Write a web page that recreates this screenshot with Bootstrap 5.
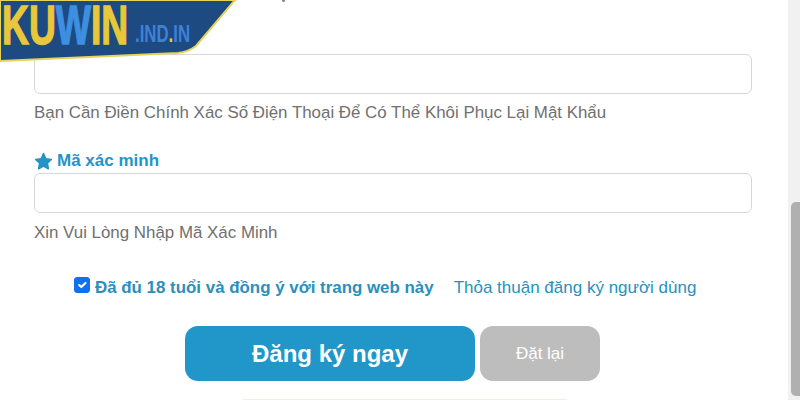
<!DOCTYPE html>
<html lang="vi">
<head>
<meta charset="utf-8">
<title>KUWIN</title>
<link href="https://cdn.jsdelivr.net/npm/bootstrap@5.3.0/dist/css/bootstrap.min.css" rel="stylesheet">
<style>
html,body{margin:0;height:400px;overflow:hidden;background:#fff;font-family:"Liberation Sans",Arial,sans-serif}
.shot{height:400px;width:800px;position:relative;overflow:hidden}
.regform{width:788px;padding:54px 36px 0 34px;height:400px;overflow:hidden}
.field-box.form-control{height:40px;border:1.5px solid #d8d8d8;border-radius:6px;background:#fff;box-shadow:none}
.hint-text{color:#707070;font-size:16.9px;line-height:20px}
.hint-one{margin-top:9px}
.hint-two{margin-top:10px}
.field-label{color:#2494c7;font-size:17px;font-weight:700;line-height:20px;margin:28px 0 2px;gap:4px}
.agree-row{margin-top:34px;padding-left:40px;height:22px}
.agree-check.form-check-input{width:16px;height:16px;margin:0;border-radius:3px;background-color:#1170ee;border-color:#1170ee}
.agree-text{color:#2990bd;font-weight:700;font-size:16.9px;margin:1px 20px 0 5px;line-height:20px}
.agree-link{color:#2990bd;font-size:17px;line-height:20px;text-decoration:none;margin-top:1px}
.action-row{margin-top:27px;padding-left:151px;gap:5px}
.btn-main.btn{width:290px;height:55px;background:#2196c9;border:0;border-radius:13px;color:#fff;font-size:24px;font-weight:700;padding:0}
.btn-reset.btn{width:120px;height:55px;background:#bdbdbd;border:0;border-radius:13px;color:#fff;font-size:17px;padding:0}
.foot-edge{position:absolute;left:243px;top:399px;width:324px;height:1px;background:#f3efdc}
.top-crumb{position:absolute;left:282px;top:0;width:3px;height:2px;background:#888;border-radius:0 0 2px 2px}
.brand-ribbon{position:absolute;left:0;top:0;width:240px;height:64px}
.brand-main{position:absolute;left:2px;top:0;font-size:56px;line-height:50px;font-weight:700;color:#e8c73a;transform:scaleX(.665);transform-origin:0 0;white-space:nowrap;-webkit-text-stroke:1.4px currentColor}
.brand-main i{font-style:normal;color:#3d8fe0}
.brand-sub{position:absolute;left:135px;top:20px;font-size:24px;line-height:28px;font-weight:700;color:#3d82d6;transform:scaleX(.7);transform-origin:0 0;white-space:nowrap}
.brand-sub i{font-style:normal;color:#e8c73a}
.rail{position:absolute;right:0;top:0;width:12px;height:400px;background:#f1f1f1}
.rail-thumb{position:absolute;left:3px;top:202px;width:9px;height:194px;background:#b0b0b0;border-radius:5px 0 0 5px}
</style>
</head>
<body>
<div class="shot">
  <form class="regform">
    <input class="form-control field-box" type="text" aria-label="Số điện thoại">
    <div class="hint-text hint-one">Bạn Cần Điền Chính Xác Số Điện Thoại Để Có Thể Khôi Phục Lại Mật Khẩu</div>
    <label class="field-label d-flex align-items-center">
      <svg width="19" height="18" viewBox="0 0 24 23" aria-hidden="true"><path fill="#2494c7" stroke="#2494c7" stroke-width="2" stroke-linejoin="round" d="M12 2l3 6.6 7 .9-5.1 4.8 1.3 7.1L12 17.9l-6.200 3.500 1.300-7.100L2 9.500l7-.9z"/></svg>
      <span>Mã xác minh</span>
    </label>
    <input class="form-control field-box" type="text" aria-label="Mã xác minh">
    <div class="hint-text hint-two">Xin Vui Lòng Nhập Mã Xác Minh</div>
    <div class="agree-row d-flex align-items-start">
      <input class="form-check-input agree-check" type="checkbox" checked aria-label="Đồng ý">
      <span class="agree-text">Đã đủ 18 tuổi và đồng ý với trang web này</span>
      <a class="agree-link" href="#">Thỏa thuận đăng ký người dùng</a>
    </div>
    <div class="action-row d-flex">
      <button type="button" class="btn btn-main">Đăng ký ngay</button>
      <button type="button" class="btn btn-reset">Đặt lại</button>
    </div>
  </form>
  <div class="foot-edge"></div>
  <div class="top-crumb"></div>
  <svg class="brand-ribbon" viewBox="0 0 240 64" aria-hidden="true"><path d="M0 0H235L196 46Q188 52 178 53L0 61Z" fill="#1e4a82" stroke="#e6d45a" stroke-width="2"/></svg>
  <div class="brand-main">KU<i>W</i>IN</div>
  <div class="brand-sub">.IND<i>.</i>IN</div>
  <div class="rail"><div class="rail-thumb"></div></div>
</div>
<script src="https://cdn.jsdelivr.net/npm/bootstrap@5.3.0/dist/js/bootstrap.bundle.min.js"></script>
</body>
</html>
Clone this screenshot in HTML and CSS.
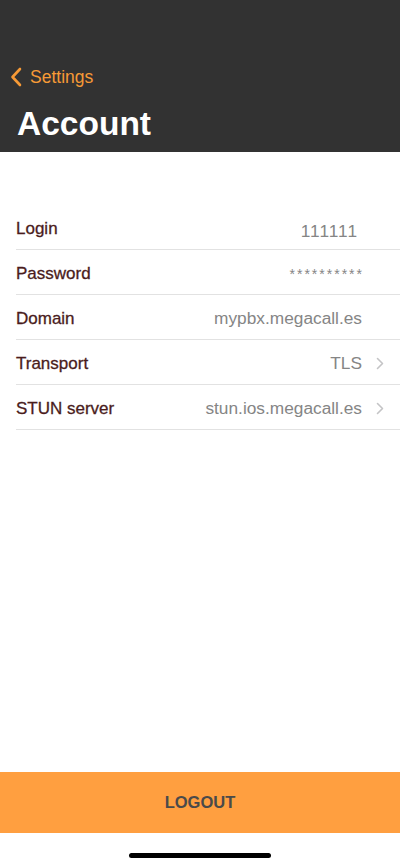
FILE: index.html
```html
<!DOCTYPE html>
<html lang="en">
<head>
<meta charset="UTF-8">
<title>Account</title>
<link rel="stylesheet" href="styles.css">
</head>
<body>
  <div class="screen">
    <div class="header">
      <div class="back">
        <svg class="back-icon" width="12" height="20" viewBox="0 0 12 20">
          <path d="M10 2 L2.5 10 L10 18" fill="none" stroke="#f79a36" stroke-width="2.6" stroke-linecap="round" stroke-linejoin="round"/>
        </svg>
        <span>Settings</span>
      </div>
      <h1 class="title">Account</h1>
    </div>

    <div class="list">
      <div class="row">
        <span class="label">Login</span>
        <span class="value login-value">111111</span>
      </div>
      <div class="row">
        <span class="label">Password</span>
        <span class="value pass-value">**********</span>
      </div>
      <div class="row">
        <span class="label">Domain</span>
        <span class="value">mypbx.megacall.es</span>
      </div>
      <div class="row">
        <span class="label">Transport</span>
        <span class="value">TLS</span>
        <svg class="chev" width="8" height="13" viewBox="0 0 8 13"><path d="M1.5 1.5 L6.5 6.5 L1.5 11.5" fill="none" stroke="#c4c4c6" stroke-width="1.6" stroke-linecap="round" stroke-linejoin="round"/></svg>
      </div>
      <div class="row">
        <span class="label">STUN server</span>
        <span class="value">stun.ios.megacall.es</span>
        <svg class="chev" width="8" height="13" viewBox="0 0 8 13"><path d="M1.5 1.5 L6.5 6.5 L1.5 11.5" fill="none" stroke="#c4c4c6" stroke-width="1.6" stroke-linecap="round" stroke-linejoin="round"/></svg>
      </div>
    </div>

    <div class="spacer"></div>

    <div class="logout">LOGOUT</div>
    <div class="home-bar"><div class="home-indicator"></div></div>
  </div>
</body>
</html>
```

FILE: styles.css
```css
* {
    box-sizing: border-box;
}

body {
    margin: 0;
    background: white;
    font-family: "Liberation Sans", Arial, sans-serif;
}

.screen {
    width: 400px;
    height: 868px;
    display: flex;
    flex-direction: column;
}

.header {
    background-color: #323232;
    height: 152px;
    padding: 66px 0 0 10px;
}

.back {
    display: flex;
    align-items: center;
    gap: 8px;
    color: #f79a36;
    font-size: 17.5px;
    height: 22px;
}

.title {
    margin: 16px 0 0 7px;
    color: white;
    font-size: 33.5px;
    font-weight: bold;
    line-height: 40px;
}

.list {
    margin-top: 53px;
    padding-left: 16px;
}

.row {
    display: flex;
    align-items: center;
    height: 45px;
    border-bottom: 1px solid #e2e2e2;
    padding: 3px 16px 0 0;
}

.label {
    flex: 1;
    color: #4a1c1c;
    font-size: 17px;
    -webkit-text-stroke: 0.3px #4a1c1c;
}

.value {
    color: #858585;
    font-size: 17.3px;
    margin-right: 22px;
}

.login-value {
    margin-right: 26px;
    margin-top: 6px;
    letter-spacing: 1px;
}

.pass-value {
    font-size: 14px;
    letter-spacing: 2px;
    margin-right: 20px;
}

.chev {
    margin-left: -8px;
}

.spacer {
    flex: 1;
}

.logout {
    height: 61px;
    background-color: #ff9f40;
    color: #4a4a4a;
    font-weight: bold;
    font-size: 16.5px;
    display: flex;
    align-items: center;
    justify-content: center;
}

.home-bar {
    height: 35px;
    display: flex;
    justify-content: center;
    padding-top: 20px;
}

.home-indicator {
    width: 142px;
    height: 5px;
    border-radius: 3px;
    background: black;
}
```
----------
# Exercise aim
Gather every line containing the word "screenshot" and copy it.

# Response to this task
Write a web page that recreates this screenshot with Bootstrap 5.
Clone this screenshot in HTML and CSS.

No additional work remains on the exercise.